Aim: Starting at the line that has "Recreate this image" and stopping after the line that has "const red = '#d0121b';", reproduce the listing below exactly; omit everything else.

── Entries ──

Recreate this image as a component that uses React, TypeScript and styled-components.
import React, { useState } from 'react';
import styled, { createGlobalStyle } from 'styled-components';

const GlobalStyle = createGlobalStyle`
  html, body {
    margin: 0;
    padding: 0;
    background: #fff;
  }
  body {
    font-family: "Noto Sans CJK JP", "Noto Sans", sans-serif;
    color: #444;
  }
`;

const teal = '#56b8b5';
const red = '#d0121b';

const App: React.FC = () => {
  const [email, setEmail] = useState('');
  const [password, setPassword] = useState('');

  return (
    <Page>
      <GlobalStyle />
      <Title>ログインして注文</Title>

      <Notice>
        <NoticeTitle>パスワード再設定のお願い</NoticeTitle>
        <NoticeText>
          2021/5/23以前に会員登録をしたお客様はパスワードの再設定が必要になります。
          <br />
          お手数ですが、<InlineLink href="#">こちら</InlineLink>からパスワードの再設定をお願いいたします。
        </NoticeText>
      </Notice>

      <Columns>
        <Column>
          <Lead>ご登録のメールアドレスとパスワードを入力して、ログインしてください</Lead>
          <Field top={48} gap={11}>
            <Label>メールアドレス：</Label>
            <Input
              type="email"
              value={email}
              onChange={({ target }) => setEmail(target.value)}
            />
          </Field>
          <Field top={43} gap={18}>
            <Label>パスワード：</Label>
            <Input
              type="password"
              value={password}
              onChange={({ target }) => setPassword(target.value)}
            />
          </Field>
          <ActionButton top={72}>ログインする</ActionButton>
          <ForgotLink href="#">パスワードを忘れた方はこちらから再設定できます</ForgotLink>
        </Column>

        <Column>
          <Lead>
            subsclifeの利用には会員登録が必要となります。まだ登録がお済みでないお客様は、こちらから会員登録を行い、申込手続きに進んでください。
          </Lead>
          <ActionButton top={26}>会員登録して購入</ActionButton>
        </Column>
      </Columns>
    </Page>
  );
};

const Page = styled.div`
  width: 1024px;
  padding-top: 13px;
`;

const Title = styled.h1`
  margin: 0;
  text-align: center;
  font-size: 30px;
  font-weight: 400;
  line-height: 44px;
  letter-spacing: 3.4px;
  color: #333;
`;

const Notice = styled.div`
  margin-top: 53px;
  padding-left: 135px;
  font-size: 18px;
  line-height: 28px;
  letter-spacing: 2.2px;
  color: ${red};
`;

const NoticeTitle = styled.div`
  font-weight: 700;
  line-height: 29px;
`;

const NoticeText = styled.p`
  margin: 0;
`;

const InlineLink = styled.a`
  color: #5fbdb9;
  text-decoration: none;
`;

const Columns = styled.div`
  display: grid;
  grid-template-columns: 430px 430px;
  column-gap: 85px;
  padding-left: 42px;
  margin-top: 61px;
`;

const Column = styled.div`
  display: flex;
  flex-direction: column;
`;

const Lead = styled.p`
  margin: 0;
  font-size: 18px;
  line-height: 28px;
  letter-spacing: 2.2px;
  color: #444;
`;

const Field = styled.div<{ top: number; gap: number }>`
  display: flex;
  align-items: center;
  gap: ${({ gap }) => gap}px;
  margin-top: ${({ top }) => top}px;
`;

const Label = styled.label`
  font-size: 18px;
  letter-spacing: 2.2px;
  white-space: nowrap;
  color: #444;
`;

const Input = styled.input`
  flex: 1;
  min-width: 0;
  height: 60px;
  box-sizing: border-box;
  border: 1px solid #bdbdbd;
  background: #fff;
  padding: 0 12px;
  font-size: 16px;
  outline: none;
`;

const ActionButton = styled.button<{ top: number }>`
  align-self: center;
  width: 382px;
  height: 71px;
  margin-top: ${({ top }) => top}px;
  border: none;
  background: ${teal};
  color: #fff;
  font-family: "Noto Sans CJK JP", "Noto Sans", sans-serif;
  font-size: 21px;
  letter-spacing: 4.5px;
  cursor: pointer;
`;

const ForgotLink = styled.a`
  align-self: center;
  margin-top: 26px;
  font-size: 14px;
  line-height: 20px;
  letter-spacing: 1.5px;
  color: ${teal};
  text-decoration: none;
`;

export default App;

───
── Entries ──

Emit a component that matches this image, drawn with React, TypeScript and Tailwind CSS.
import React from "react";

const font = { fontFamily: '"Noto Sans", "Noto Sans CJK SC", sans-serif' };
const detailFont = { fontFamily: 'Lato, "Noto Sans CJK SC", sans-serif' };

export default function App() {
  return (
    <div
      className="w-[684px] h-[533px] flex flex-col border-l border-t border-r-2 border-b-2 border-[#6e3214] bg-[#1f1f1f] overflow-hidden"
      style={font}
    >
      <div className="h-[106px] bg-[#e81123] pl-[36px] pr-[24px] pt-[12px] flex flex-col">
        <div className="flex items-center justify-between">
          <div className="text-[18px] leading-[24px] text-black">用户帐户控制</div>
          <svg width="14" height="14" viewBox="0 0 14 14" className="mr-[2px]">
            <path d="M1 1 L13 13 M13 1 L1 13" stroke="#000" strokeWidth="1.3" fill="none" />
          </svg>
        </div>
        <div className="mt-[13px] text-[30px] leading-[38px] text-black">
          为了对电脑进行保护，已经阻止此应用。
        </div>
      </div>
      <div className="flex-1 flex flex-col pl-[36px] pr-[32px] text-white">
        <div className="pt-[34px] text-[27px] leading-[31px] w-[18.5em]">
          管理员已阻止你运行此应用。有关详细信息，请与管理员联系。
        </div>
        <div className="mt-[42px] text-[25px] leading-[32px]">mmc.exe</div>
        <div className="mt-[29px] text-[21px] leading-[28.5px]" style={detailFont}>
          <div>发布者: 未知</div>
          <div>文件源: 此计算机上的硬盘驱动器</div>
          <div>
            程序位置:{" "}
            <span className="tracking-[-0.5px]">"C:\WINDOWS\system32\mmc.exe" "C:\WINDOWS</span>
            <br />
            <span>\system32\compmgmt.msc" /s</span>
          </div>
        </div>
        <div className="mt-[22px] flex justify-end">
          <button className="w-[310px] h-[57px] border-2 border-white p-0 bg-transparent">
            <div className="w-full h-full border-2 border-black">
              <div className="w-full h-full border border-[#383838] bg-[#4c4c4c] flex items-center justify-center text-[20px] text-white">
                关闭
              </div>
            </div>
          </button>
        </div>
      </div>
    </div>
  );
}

───

Solution below:
Recreate this image as a component that uses React, TypeScript and styled-components.
import React, { useState } from 'react';
import styled, { createGlobalStyle } from 'styled-components';

const GlobalStyle = createGlobalStyle`
  html, body {
    margin: 0;
    padding: 0;
    background: #fff;
  }
  body {
    font-family: "Noto Sans CJK JP", "Noto Sans", sans-serif;
    color: #444;
  }
`;

const teal = '#56b8b5';
const red = '#d0121b';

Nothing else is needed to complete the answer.